Further links in the article cite differences in androgen receptors between transgender and cisgender men and a difference in brain anatomy between transgender women who haven’t yet undergone hormonal treatment (the article calls them “male-to-female (MTF) transsexuals”) and cisgender men.

What I take from this is that transgender persons need more access to mental health resources, but that a ban on SRS in itself would not “fix” them. With high suicide rates, abuse from families of origin, mistreatment by police and hospitals, and homelessness, exclusionary tactics like negative labels are not helpful. Labels more often than not serve to categorize a group as “Not us,” that can then serve as a shield of indifference to real complaints, issues, and needs.
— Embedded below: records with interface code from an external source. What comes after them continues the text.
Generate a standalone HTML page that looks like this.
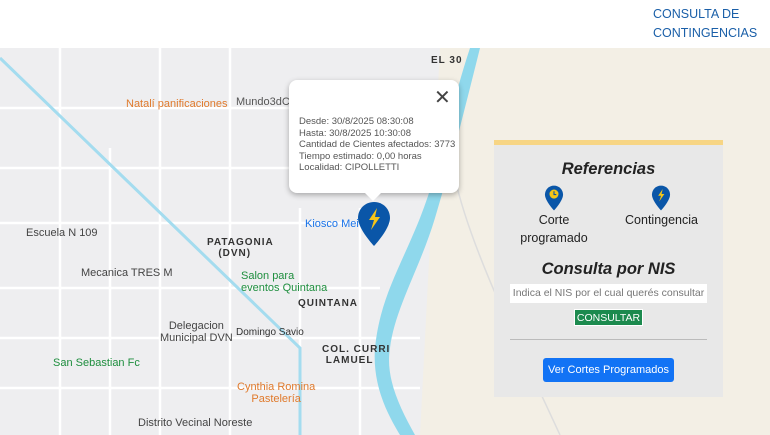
<!DOCTYPE html>
<html><head><style>
*{margin:0;padding:0;box-sizing:border-box}
body{width:770px;height:435px;overflow:hidden;font-family:"Liberation Sans",sans-serif;background:#fff;position:relative}
.hdr{position:absolute;left:0;top:0;width:770px;height:48px;background:#fff}
.hdr a{position:absolute;left:653px;top:5px;color:#1a5fa8;font-size:12.5px;line-height:19px;text-decoration:none}
.map{position:absolute;left:0;top:48px;width:770px;height:387px;background:#eeeef0;overflow:hidden}
.lbl{position:absolute;font-size:11px;white-space:nowrap}
.pop{position:absolute;left:289px;top:80px;width:170px;height:113px;background:#fff;border-radius:8px;box-shadow:0 2px 6px rgba(0,0,0,.3);font-size:9.5px;color:#555;line-height:11.5px;padding:36px 0 0 10px}
.pop:after{content:"";position:absolute;left:76px;bottom:-8px;border-left:8px solid transparent;border-right:8px solid transparent;border-top:8px solid #fff}
.x{position:absolute;left:145px;top:8px;font-size:20px;color:#444;line-height:20px}
.panel{position:absolute;left:494px;top:140px;width:229px;height:257px;background:#e8e8e8;border-top:5px solid #f7d584;text-align:center;color:#222}
h3{font-style:italic;font-weight:bold;font-size:16.5px}
.in{position:absolute;left:16px;top:139px;width:197px;height:19px;background:#fff;font-size:10.5px;color:#777;line-height:19px}
.btn{position:absolute;left:80px;top:164px;width:69px;height:17px;background:#1c8a4e;color:#fff;font-size:10.5px;line-height:17px;border:1px solid #fff}
.hr{position:absolute;left:16px;top:194px;width:197px;height:1px;background:#bbb}
.b2{position:absolute;left:49px;top:213px;width:131px;height:24px;background:#1273f5;border-radius:3px;color:#fff;font-size:11px;line-height:24px}
</style></head><body>
<div class="hdr"><a>CONSULTA DE<br>CONTINGENCIAS</a></div>
<div class="map">
<svg width="770" height="387" style="position:absolute;left:0;top:0">
<path d="M440 0 L770 0 L770 387 L420 387 Z" fill="#f3efe5"/>
<g stroke="#fff" stroke-width="2.5" fill="none">
<path d="M0 60 H420 M0 120 H400 M0 175 H390 M0 240 H380 M0 290 H420 M0 340 H420 M160 0 V387 M230 0 V387 M300 160 V387 M60 0 V387 M110 100 V387 M360 160 V387"/>
</g>
<path d="M0 10 L300 300 L300 387" stroke="#a4dcef" stroke-width="3" fill="none"/>
<path d="M470 0 C450 60 440 120 420 170 C400 220 380 250 375 300 C372 340 390 370 400 387 L415 387 C400 360 385 330 390 300 C395 260 420 220 435 170 C450 120 465 60 480 0Z" fill="#8fd8ec"/>
<path d="M455 130 C470 200 520 300 560 387" stroke="#ddd" stroke-width="1.5" fill="none"/>
</svg>
<div class="lbl" style="left:126px;top:50px;color:#e07a2c">Natalí panificaciones</div>
<div class="lbl" style="left:236px;top:48px;color:#555">Mundo3dCipo</div>
<div class="lbl" style="left:431px;top:7px;color:#333;font-weight:bold;letter-spacing:1px;font-size:10px">EL 30</div>
<div class="lbl" style="left:26px;top:179px;color:#444">Escuela N 109</div>
<div class="lbl" style="left:207px;top:189px;color:#333;font-weight:bold;letter-spacing:1px;font-size:10px">PATAGONIA<br>&nbsp;&nbsp;&nbsp;(DVN)</div>
<div class="lbl" style="left:305px;top:170px;color:#1a73e8">Kiosco Mei</div>
<div class="lbl" style="left:81px;top:219px;color:#444">Mecanica TRES M</div>
<div class="lbl" style="left:241px;top:222px;color:#1e8e3e">Salon para<br>eventos Quintana</div>
<div class="lbl" style="left:298px;top:250px;color:#333;font-weight:bold;letter-spacing:1px;font-size:10px">QUINTANA</div>
<div class="lbl" style="left:160px;top:272px;color:#444;text-align:center">Delegacion<br>Municipal DVN</div>
<div class="lbl" style="left:236px;top:279px;color:#333;font-size:10px">Domingo Savio</div>
<div class="lbl" style="left:322px;top:296px;color:#333;font-weight:bold;letter-spacing:1px;font-size:10px">COL. CURRI<br>&nbsp;LAMUEL</div>
<div class="lbl" style="left:53px;top:309px;color:#1e8e3e">San Sebastian Fc</div>
<div class="lbl" style="left:237px;top:333px;color:#e07a2c;text-align:center">Cynthia Romina<br>Pastelería</div>
<div class="lbl" style="left:138px;top:369px;color:#444">Distrito Vecinal Noreste</div>
</div>
<div class="pop"><span class="x">✕</span>Desde: 30/8/2025 08:30:08<br>Hasta: 30/8/2025 10:30:08<br>Cantidad de Cientes afectados: 3773<br>Tiempo estimado: 0,00 horas<br>Localidad: CIPOLLETTI</div>
<svg style="position:absolute;left:357px;top:201px" width="34" height="46" viewBox="0 0 34 46"><path d="M17 1C8 1 1 8 1 17c0 11 16 28 16 28s16-17 16-28C33 8 26 1 17 1z" fill="#0a56a8"/><path d="M20 7l-8 12h5l-3 10 9-13h-5z" fill="#f5c518"/></svg>
<div class="panel">
<h3 style="margin-top:15px">Referencias</h3>
<svg style="position:absolute;left:50px;top:40px" width="20" height="26" viewBox="0 0 34 46"><path d="M17 1C8 1 1 8 1 17c0 11 16 28 16 28s16-17 16-28C33 8 26 1 17 1z" fill="#0a56a8"/><circle cx="17" cy="16" r="8" fill="#f5c518"/><path d="M17 11v6h4" stroke="#0a56a8" stroke-width="2" fill="none"/></svg>
<svg style="position:absolute;left:157px;top:40px" width="20" height="26" viewBox="0 0 34 46"><path d="M17 1C8 1 1 8 1 17c0 11 16 28 16 28s16-17 16-28C33 8 26 1 17 1z" fill="#0a56a8"/><path d="M20 7l-8 12h5l-3 10 9-13h-5z" fill="#f5c518"/></svg>
<div style="position:absolute;left:15px;top:66px;width:90px;font-size:12.5px;line-height:18px">Corte<br>programado</div>
<div style="position:absolute;left:122px;top:66px;width:91px;font-size:12.5px;line-height:18px">Contingencia</div>
<h3 style="position:absolute;left:0;top:115px;width:229px">Consulta por NIS</h3>
<div class="in">Indica el NIS por el cual querés consultar</div>
<div class="btn">CONSULTAR</div>
<div class="hr"></div>
<div class="b2">Ver Cortes Programados</div>
</div>
</body></html>
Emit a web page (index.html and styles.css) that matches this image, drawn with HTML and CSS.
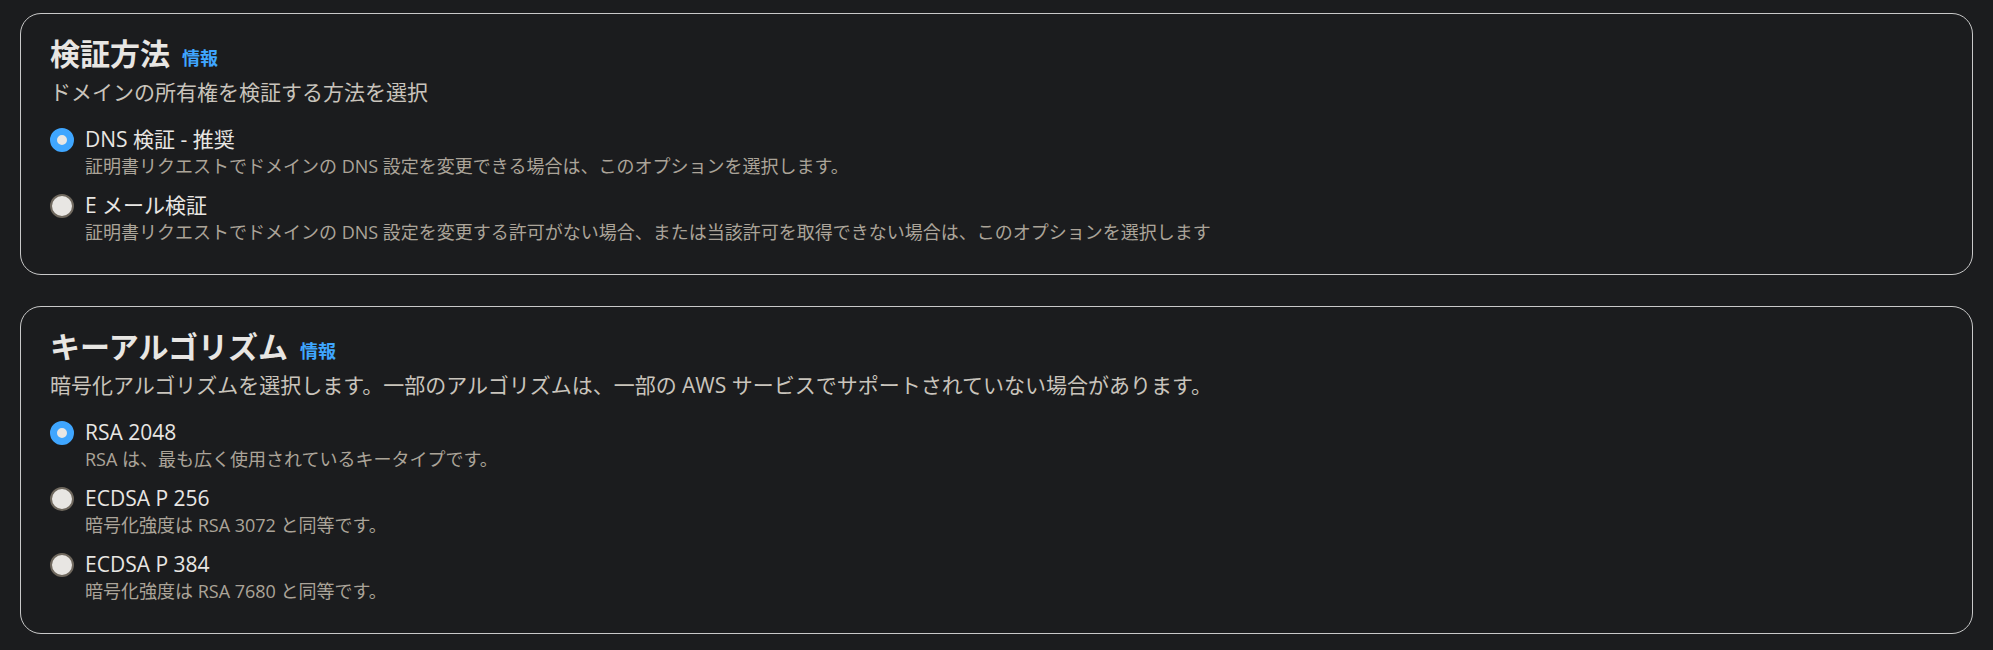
FILE: index.html
```html
<!DOCTYPE html>
<html lang="ja">
<head>
<meta charset="utf-8">
<title>証明書リクエスト</title>
<link rel="stylesheet" href="styles.css">
</head>
<body>
<main class="page">
  <section class="card">
    <div class="card-head">
      <h2 class="card-title">検証方法</h2>
      <a class="info-link" href="#">情報</a>
    </div>
    <p class="card-desc">ドメインの所有権を検証する方法を選択</p>
    <div class="radio-group">
      <label class="radio">
        <input class="radio-input" type="radio" name="validation" checked>
        <span class="radio-text">
          <span class="radio-label">DNS 検証 - 推奨</span>
          <span class="radio-desc">証明書リクエストでドメインの DNS 設定を変更できる場合は、このオプションを選択します。</span>
        </span>
      </label>
      <label class="radio">
        <input class="radio-input" type="radio" name="validation">
        <span class="radio-text">
          <span class="radio-label">E メール検証</span>
          <span class="radio-desc">証明書リクエストでドメインの DNS 設定を変更する許可がない場合、または当該許可を取得できない場合は、このオプションを選択します</span>
        </span>
      </label>
    </div>
  </section>

  <section class="card">
    <div class="card-head">
      <h2 class="card-title">キーアルゴリズム</h2>
      <a class="info-link" href="#">情報</a>
    </div>
    <p class="card-desc">暗号化アルゴリズムを選択します。一部のアルゴリズムは、一部の AWS サービスでサポートされていない場合があります。</p>
    <div class="radio-group">
      <label class="radio">
        <input class="radio-input" type="radio" name="algo" checked>
        <span class="radio-text">
          <span class="radio-label">RSA 2048</span>
          <span class="radio-desc">RSA は、最も広く使用されているキータイプです。</span>
        </span>
      </label>
      <label class="radio">
        <input class="radio-input" type="radio" name="algo">
        <span class="radio-text">
          <span class="radio-label">ECDSA P 256</span>
          <span class="radio-desc">暗号化強度は RSA 3072 と同等です。</span>
        </span>
      </label>
      <label class="radio">
        <input class="radio-input" type="radio" name="algo">
        <span class="radio-text">
          <span class="radio-label">ECDSA P 384</span>
          <span class="radio-desc">暗号化強度は RSA 7680 と同等です。</span>
        </span>
      </label>
    </div>
  </section>
</main>
</body>
</html>
```

FILE: styles.css
```css
* {
  box-sizing: border-box;
}

html, body {
  margin: 0;
  padding: 0;
  background: #1b1c1e;
}

body {
  font-family: "Open Sans", "Noto Sans CJK JP", sans-serif;
  color: #e8e6e3;
}

.page {
  display: flex;
  flex-direction: column;
  gap: 31px;
  padding: 13px 20px 0 20px;
}

.card {
  border: 1px solid #c9c9c9;
  border-radius: 21px;
  padding: 22px 29px 32px 29px;
}

.card-head {
  display: flex;
  align-items: baseline;
  gap: 12px;
}

.card-title {
  margin: 0;
  font-size: 30px;
  line-height: 36px;
  font-weight: 700;
  color: #e8e6e3;
}

.info-link {
  font-size: 18px;
  font-weight: 700;
  color: #3fa6ff;
  text-decoration: none;
}

.card-desc {
  margin: 5px 0 0 0;
  font-size: 21px;
  line-height: 30px;
  color: #c9c4bc;
}

.radio-group {
  display: flex;
  flex-direction: column;
  gap: 13px;
  margin-top: 16px;
}

.radio {
  display: flex;
  align-items: flex-start;
  gap: 11px;
  cursor: pointer;
}

.radio-input {
  appearance: none;
  -webkit-appearance: none;
  margin: 4.5px 0 0 0;
  width: 24px;
  height: 24px;
  flex: none;
  border-radius: 50%;
  background: #e8e6e3;
  border: 2px solid #6f685e;
}

.radio-input:checked {
  border: 7.5px solid #3fa6ff;
  background: #e8e6e3;
}

.radio-text {
  display: flex;
  flex-direction: column;
}

.radio-label {
  font-size: 21px;
  line-height: 33px;
  color: #e8e6e3;
}

.radio-desc {
  font-size: 18px;
  line-height: 20px;
  color: #aba499;
}
```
So is Caitlyn Jenner mentally ill on account of being transgender? The DSM says no. I think the question might be missing an issue, though. My question is, do Jenner and people like her have access to mental health, relational, financial, occupational, housing, and other resources that I enjoy because no one is obstructing my access according to my appearance? I guess a person could say, “Stop trying to be something you’re not. Make your appearance more normal and you won’t have these problems.” To me that’s like saying, “Stop practicing Christianity, because it’s against your nature. You won’t have relational problems associated with being resisted because of your religious observance.”